Well written article to introduce your western friends to the art of "jooking." However, I think those pix under poor light settings would have completely gross them out rather than enticing them to venture to try and thus mitigating your original intent. Oh well, why should it matter, as long as you enjoy your "jook." Sharpen up your pix taking skill - maybe :-) I must say you have turn the day-to-day boring lunches into quite a gourmet cuisine - unfortunately,some of us here in the midwest work with people who are less inclined to consider "foreign" looking "matters" as edible, let alone delicious food.

Oh, I didn't know that pussy-pooh (AKA freelance midget)eats bamboo shoots with the chili oil. Back home, only au-go wanted them. (If you want a GREAT fried foo jook recipe, call me) Still looking for a suitable box to mail your mask.

3-fish

Nonny Nu said...

I am all about realism! The photos are a realistic portrayal of the delicacies. You know what's funny? I just made a pot of jook/tsohk this evening for tomorrow's lunch (round 2). Now, I am in bed checking the blog and Midge just emailed me asking how long it takes to cook the jook/tsohk because she wanted to make some tonight! Funny. Too bad she doesn't have any silver fish to go with it. There's only 1/3 of the jar left and I'm not sharing. (Sorry, Midge.)

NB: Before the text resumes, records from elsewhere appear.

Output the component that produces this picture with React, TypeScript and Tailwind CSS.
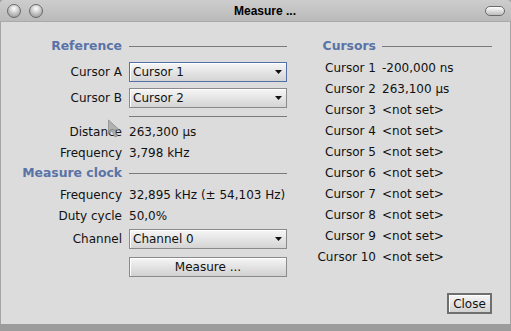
import React from "react";

const Arrow = () => (
  <svg width="7" height="4" viewBox="0 0 7 4" className="shrink-0">
    <path d="M0 0 L7 0 L3.5 4 Z" fill="#111" />
  </svg>
);

function Dropdown({ text, focused }: { text: string; focused?: boolean }) {
  return (
    <div
      className={`h-[20px] w-[158px] flex items-center justify-between pl-[3px] pr-[4px] border bg-gradient-to-b from-[#f6f6f6] to-[#d4d4d4] shadow-[inset_1px_1px_0_#ffffff] ${
        focused ? "border-[#5470a8]" : "border-[#8a8a8a]"
      }`}
    >
      <span className="leading-none">{text}</span>
      <Arrow />
    </div>
  );
}

function Header({ text }: { text: string }) {
  return (
    <>
      <div className="h-[21px] flex items-center justify-end font-bold text-[12.4px] text-[#5a73a7] whitespace-nowrap">{text}</div>
      <div className="h-[21px] flex items-center">
        <div className="h-px w-full bg-[#7a7a7a]" />
      </div>
    </>
  );
}

function Row({ label, value }: { label: string; value: React.ReactNode }) {
  return (
    <>
      <div className="h-[21px] flex items-center justify-end whitespace-nowrap">{label}</div>
      <div className="h-[21px] flex items-center whitespace-nowrap">{value}</div>
    </>
  );
}

export default function App() {
  const cursors = [
    ["Cursor 1", "-200,000 ns"],
    ["Cursor 2", "263,100 µs"],
    ["Cursor 3", "<not set>"],
    ["Cursor 4", "<not set>"],
    ["Cursor 5", "<not set>"],
    ["Cursor 6", "<not set>"],
    ["Cursor 7", "<not set>"],
    ["Cursor 8", "<not set>"],
    ["Cursor 9", "<not set>"],
    ["Cursor 10", "<not set>"],
  ];
  return (
    <div
      className="relative w-[511px] h-[331px] overflow-hidden bg-[#9c9c9c] text-[12px] text-[#111]"
      style={{ fontFamily: '"DejaVu Sans", sans-serif' }}
    >
      {/* Title bar */}
      <div className="relative h-[22px] bg-gradient-to-b from-[#cdcdcd] to-[#bababa] border-b border-[#aaaaaa] rounded-t-[4px] flex items-center">
        <div className="flex items-center gap-[8px] pl-[7px]">
          <div className="w-[14px] h-[14px] rounded-full border border-[#6a6a6a] bg-[radial-gradient(circle_at_50%_30%,#ffffff,#b8b8b8_60%,#8f8f8f)]" />
          <div className="w-[14px] h-[14px] rounded-full border border-[#6a6a6a] bg-[radial-gradient(circle_at_50%_30%,#ffffff,#b8b8b8_60%,#8f8f8f)]" />
        </div>
        <div
          className="flex-1 flex justify-center font-bold text-[12px] text-black pl-[2px]"
          style={{ fontFamily: '"Liberation Sans", Arial, sans-serif' }}
        >
          Measure ...
        </div>
        <div className="pr-[6px]">
          <div className="w-[20px] h-[10px] rounded-full border border-[#6a6a6a] bg-gradient-to-b from-[#ffffff] to-[#bdbdbd]" />
        </div>
      </div>

      {/* Body */}
      <div className="h-[302px] bg-[#dcdcdc] border-l border-r border-[#a4a4a4] flex">
        {/* Left column */}
        <div className="pt-[14px] grid grid-cols-[121px_158px] gap-x-[7px] content-start">
          <Header text="Reference" />
          <div className="h-[20px] mt-[5px] flex items-center justify-end">Cursor A</div>
          <div className="mt-[5px]"><Dropdown text="Cursor 1" focused /></div>
          <div className="h-[20px] mt-[6px] flex items-center justify-end">Cursor B</div>
          <div className="mt-[6px]"><Dropdown text="Cursor 2" /></div>
          <div className="h-[13px]" />
          <div className="h-[13px] pt-[8px]"><div className="h-px w-full bg-[#7a7a7a]" /></div>
          <Row label="Distance" value="263,300 µs" />
          <Row label="Frequency" value="3,798 kHz" />
          <Header text="Measure clock" />
          <Row label="Frequency" value="32,895 kHz (± 54,103 Hz)" />
          <Row label="Duty cycle" value="50,0%" />
          <div className="h-[20px] mt-[3px] flex items-center justify-end">Channel</div>
          <div className="mt-[3px]"><Dropdown text="Channel 0" /></div>
          <div className="mt-[8px]" />
          <div className="mt-[8px] h-[20px] w-[158px] border border-[#8a8a8a] bg-gradient-to-b from-[#f6f6f6] to-[#d0d0d0] shadow-[inset_1px_1px_0_#ffffff] flex items-center justify-center">
            Measure ...
          </div>
        </div>

        {/* Right column */}
        <div className="ml-[23px] pt-[14px] flex flex-col">
          <div className="grid grid-cols-[66px_110px] gap-x-[6px] content-start">
            <Header text="Cursors" />
            {cursors.map(([l, v]) => (
              <Row key={l} label={l} value={v} />
            ))}
          </div>
          <div className="mt-[26px] flex justify-end">
            <div className="h-[21px] w-[45px] border-2 border-[#6f6f6f] bg-gradient-to-b from-[#f6f6f6] to-[#d2d2d2] shadow-[inset_1px_1px_0_#ffffff] flex items-center justify-center">
              Close
            </div>
          </div>
        </div>
      </div>

      {/* mouse pointer overlay */}
      <svg className="absolute left-[107px] top-[119px]" width="16" height="20" viewBox="0 0 16 20">
        <path d="M1.5 1 L1.5 15 L5 11.8 L8 18 L10.5 17 L7.6 11 L12.5 11 Z" fill="#a6a6a6" fillOpacity="0.8" stroke="#7c7c7c" strokeOpacity="0.6" strokeWidth="1" />
      </svg>
    </div>
  );
}
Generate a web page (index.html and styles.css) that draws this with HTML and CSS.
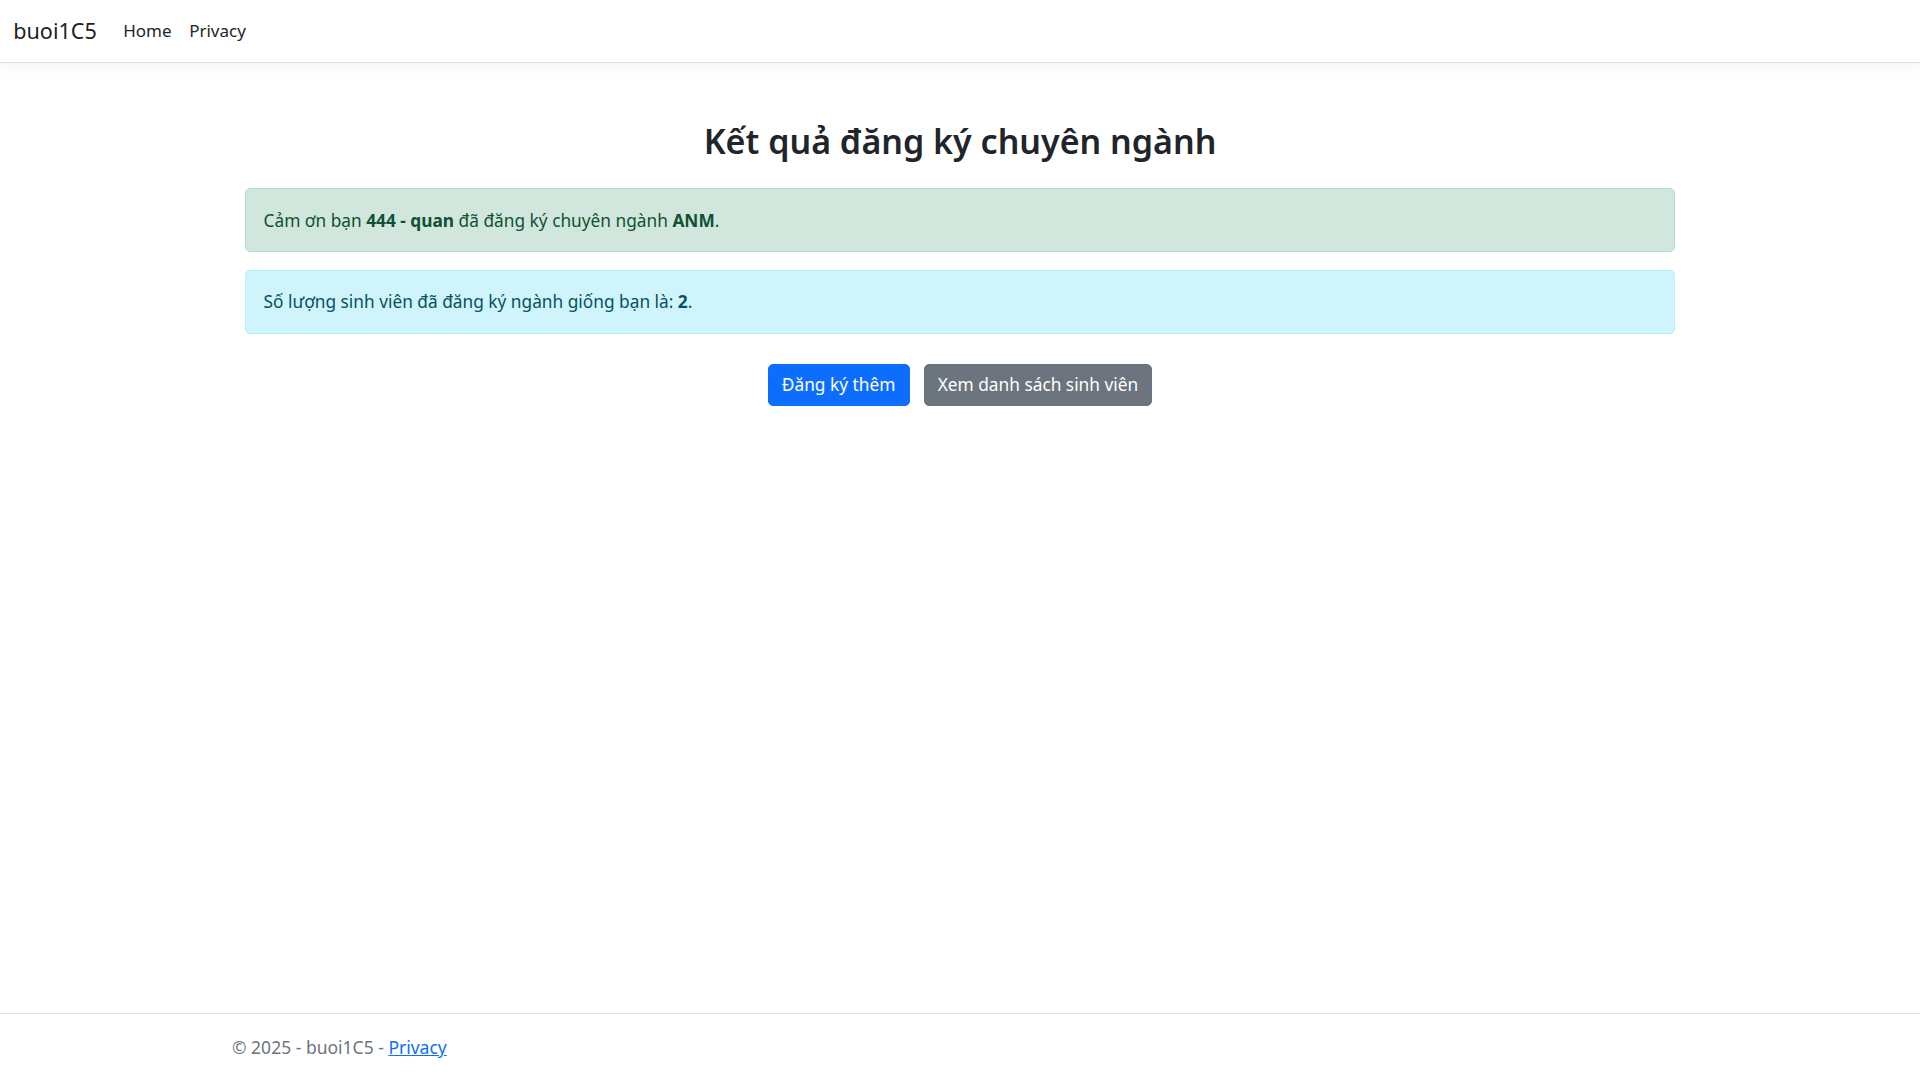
FILE: index.html
```html
<!DOCTYPE html>
<html lang="vi">
<head>
<meta charset="utf-8">
<title>Kết quả đăng ký - buoi1C5</title>
<link rel="stylesheet" href="styles.css">
</head>
<body>
<header>
  <nav class="navbar">
    <div class="navbar-inner">
      <a class="brand" href="#">buoi1C5</a>
      <ul class="nav">
        <li><a class="nav-link" href="#">Home</a></li>
        <li><a class="nav-link" href="#">Privacy</a></li>
      </ul>
    </div>
  </nav>
</header>
<div class="container">
  <main class="main">
    <h1 class="title">Kết quả đăng ký chuyên ngành</h1>
    <div class="alert alert-success">Cảm ơn bạn <strong>444 - quan</strong> đã đăng ký chuyên ngành <strong>ANM</strong>.</div>
    <div class="alert alert-info">Số lượng sinh viên đã đăng ký ngành giống bạn là: <strong>2</strong>.</div>
    <div class="actions">
      <a class="btn btn-primary" href="#">Đăng ký thêm</a>
      <a class="btn btn-secondary" href="#">Xem danh sách sinh viên</a>
    </div>
  </main>
</div>
<footer class="footer">
  <div class="footer-inner">© 2025 - buoi1C5 - <a href="#">Privacy</a></div>
</footer>
</body>
</html>
```

FILE: styles.css
```css
* { box-sizing: border-box; }
html, body { height: 100%; }
body {
  margin: 0;
  font-family: "Segoe UI", "Noto Sans", "Open Sans", sans-serif;
  font-size: 17.3px;
  line-height: 1.5;
  color: #212529;
  background: #fff;
  display: flex;
  flex-direction: column;
  min-height: 100vh;
}
a { text-decoration: none; }

.navbar {
  background: #fff;
  border-bottom: 1px solid #dee2e6;
  box-shadow: 0 4.4px 13.2px rgba(0, 0, 0, .05);
  padding: 8.8px 13.2px;
}
.navbar-inner { display: flex; align-items: center; }
.brand {
  font-size: 21.6px;
  line-height: 33px;
  padding: 5.5px 0;
  margin-right: 17.6px;
  color: rgba(0, 0, 0, .9);
}
.nav { display: flex; list-style: none; margin: 0; padding: 0; }
.nav-link {
  display: block;
  padding: 8.8px;
  font-size: 17px;
  line-height: 26.4px;
  color: #212529;
}

.container {
  max-width: 1430px;
  width: 100%;
  margin: 0 auto;
}
.main { padding-top: 52px; }
.title {
  margin: 0 0 20.6px;
  font-size: 34px;
  font-weight: 600;
  line-height: 52.8px;
  text-align: center;
}
.alert {
  padding: 17.6px;
  margin-bottom: 17.6px;
  border: 1px solid transparent;
  border-radius: 5px;
  line-height: 27px;
}
.alert strong { font-weight: 700; }
.alert-success { background: #d1e7dd; border-color: #badbcc; color: #0f5132; }
.alert-info { background: #cff4fc; border-color: #b6effb; color: #055160; }

.actions {
  display: flex;
  justify-content: center;
  gap: 14px;
  margin-top: 30px;
}
.btn {
  display: inline-block;
  padding: 6.6px 13.2px;
  line-height: 26.4px;
  border: 1px solid transparent;
  border-radius: 5px;
  color: #fff;
}
.btn-primary { background: #0d6efd; border-color: #0d6efd; }
.btn-secondary { background: #6c757d; border-color: #6c757d; }

.footer {
  margin-top: auto;
  border-top: 1px solid #dee2e6;
  line-height: 66px;
  font-size: 17.5px;
  color: #6c757d;
  white-space: nowrap;
}
.footer-inner { max-width: 1456px; margin: 0 auto; }
.footer a { color: #0d6efd; text-decoration: underline; }
```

btw, the silver fish is actually something like anchovy. It's not the silver fish bug that crawls around the house. Cl. Panic thought that that was what it was, and I died laughing! Look, who is going to prowl around the house all day looking for bugs to stir fry?? Even Chinese people don't do that. No, these are real fish, people.

Freelance Midget said...

eww. i may have learned to eat bamboo shoots in chili oil, but silver fish? blech! you can keep 'em!

cl. panic said...

Mr. Nonny Nu - I was forced to help open a jar of silver fish today. Plz handle these sorts of duties so I don't have to. Kthxbye.